Review – Shazam!
2019’s Shazam! may not be perfect, but it’s an absolute ton of fun, and may well signal the future approach for the DC Universe.
Written by Henry Gayden and Darren Lemke, the 2019 film Shazam! follows Billy Batson, a troublesome foster child who having lost his mother in a fairground years earlier has moved from home to home whilst trying to find her.
After a new run in with the authorities, whilst trying to locate his mother, Batson (Asher Angel) is moved to a new foster home. Here he meets his new foster siblings, including superhero obsessed Freddy Freeman. Soon later, Billy finds himself mysteriously transported to a lair and met by the mystical Shazam (Djimon Hounsou) who passes his superhero powers to the boy. after testing him to see if he is ‘pure of heart’.
The powers mean that the young boy can instantly turn into an adult akin to superman (this version played by Zachary Levi), simply by saying Shazam. Doing the same again, turns him back to his normal state.
Meanwhile a boy that was previously unsuccessfully tested by Shazam has now grown into an adult (Mark Strong), obsessed with securing the powers for himself, and after awaking the 7 monster versions of the 7 deadly sins begins to wreck havoc. The two collide with predictable superhero scale battles.
If you take the Tom Hanks’ film Big, and combine it with Superman – you get this film. Much with Big, or other ‘child in an adult’s body’ films (such as Vice Versa, 17 again, Freaky Friday and so on) the whole movie really hangs on the ability of the adult actor to convey a childlike performance. This is what Levi pulls off in spades.

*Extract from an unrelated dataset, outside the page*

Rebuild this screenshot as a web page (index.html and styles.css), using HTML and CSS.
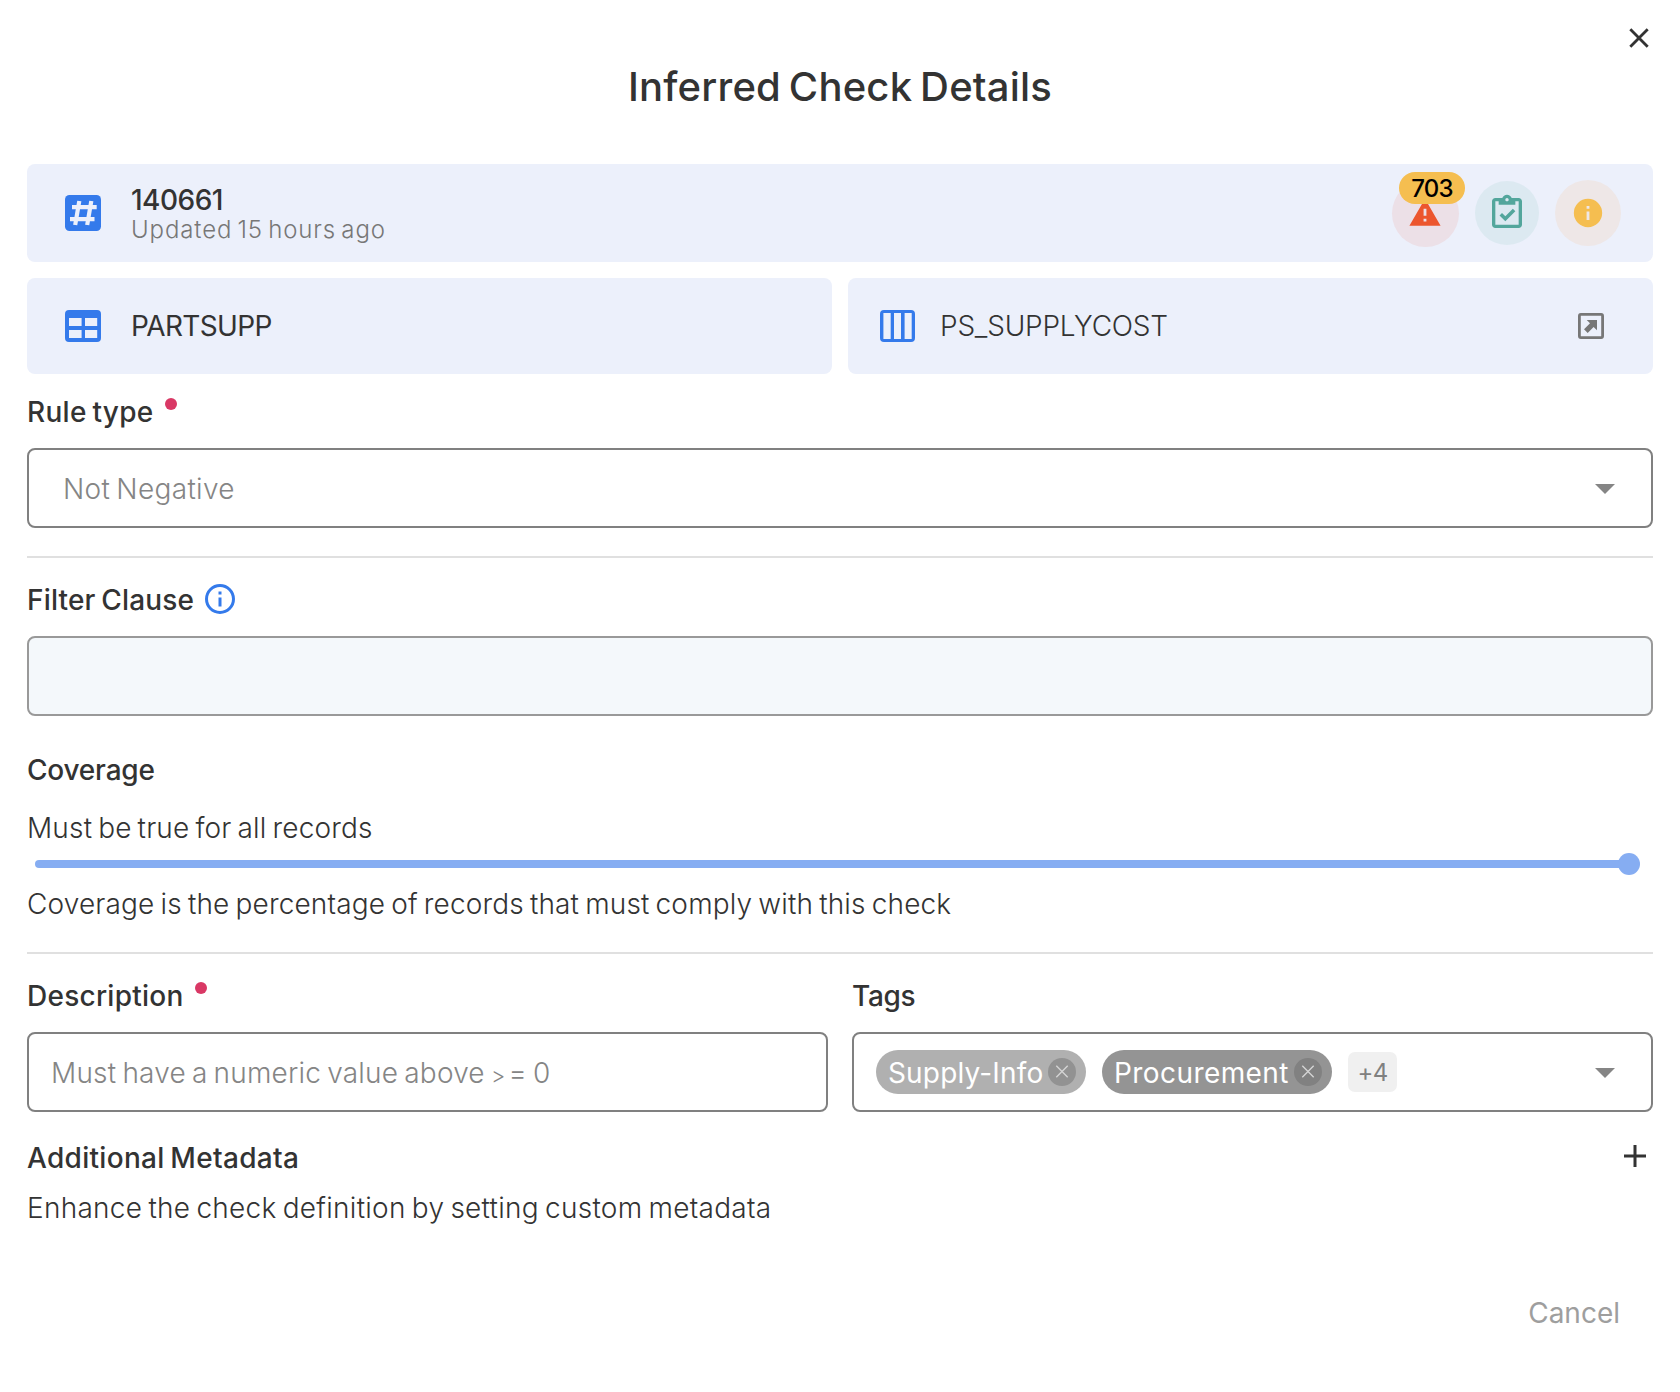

The tone of the film is far lighter than the previous films in the DC Universe. Much as we saw a lighter tone with 2018’s Aquaman, you can sense that the approach now is to move away from trying to maintain a singular mood to the DC films (Marvel has successfully done this throughout its films so far with its humorous action adventure feel) and instead is seeking the right tone for the right film.
Whilst this creates issues in trying to then connect characters in the grand ensemble pictures (Eg, Justice League and Avengers) it is a good thing. One of the biggest issues that the Batman v Superman and Justice League films had was the need to try and maintain Superman in the gritty, dark world which they were positioning Affleck’s Batman. The tonal issues become apparent quickly and are hard to address.
Shazam then, is a light hearted superhero film which has a real sentiment of family and teamwork throughout. The supporting cast of foster kids brings a number of funny moments and the film has a real heart to it. It is thoroughly enjoyable and worth a watch.